• EXERCISE DETAILS:
Pull out every line below containing the word "index".
-- BEGIN --
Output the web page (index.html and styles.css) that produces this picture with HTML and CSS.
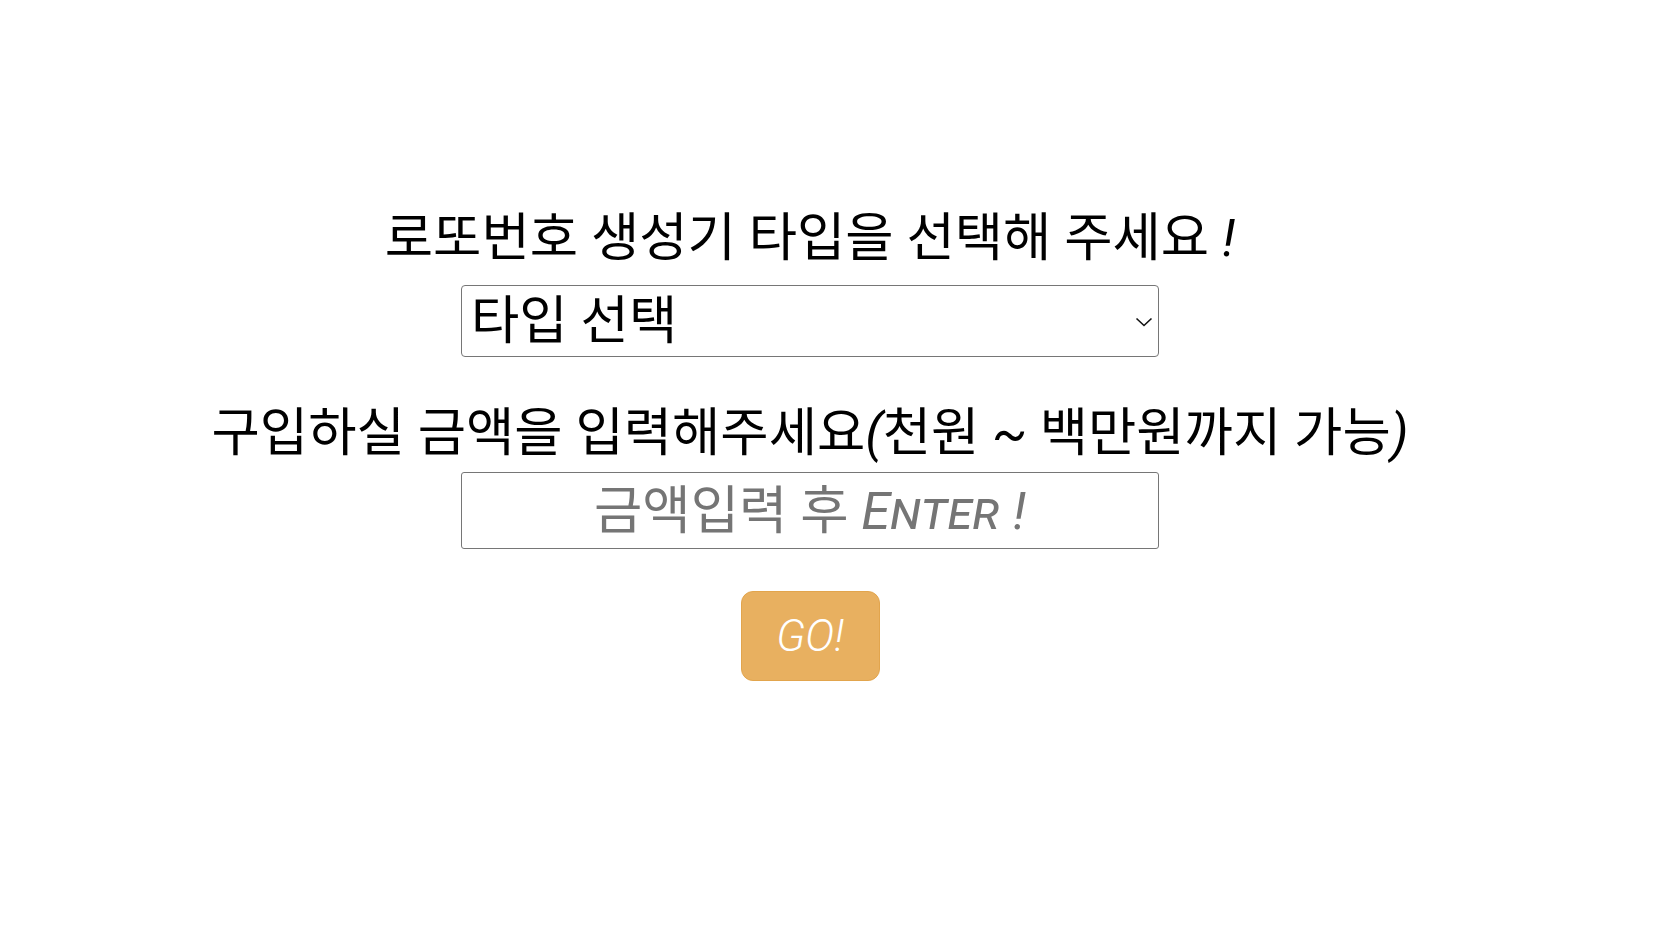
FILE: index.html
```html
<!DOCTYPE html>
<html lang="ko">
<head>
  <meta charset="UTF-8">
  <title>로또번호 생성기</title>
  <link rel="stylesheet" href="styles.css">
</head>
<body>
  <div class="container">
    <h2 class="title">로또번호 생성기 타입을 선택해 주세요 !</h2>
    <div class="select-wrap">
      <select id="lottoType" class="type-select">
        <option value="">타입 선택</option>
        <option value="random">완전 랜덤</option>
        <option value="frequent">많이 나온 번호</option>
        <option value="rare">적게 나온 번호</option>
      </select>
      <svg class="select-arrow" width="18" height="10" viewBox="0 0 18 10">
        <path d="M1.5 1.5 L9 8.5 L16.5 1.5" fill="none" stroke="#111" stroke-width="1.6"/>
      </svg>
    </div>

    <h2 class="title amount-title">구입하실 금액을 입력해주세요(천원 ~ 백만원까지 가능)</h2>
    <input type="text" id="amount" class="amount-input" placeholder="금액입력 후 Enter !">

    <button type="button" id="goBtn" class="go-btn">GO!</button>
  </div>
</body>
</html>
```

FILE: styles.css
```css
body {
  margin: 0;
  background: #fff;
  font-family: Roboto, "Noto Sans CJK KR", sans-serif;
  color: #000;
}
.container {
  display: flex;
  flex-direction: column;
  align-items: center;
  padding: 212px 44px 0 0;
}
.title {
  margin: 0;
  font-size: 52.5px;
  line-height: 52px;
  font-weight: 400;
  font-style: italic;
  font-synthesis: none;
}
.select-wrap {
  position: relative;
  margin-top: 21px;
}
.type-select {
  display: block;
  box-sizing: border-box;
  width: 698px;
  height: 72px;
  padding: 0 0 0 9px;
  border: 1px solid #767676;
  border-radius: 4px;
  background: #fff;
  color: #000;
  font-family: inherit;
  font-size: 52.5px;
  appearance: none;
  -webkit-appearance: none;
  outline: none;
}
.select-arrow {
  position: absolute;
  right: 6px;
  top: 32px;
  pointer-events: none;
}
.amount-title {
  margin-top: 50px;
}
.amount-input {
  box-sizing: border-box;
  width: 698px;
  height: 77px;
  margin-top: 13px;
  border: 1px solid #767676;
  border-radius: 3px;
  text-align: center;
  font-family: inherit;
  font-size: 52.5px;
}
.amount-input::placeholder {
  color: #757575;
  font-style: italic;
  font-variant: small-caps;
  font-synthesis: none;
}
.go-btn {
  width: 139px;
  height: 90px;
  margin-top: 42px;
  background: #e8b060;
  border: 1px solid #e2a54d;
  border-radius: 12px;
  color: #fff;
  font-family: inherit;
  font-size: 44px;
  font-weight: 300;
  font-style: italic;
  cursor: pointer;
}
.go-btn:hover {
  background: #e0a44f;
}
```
-- END --
• SOLUTION TO THIS EXERCISE:
Output the web page (index.html and styles.css) that produces this picture with HTML and CSS.
FILE: index.html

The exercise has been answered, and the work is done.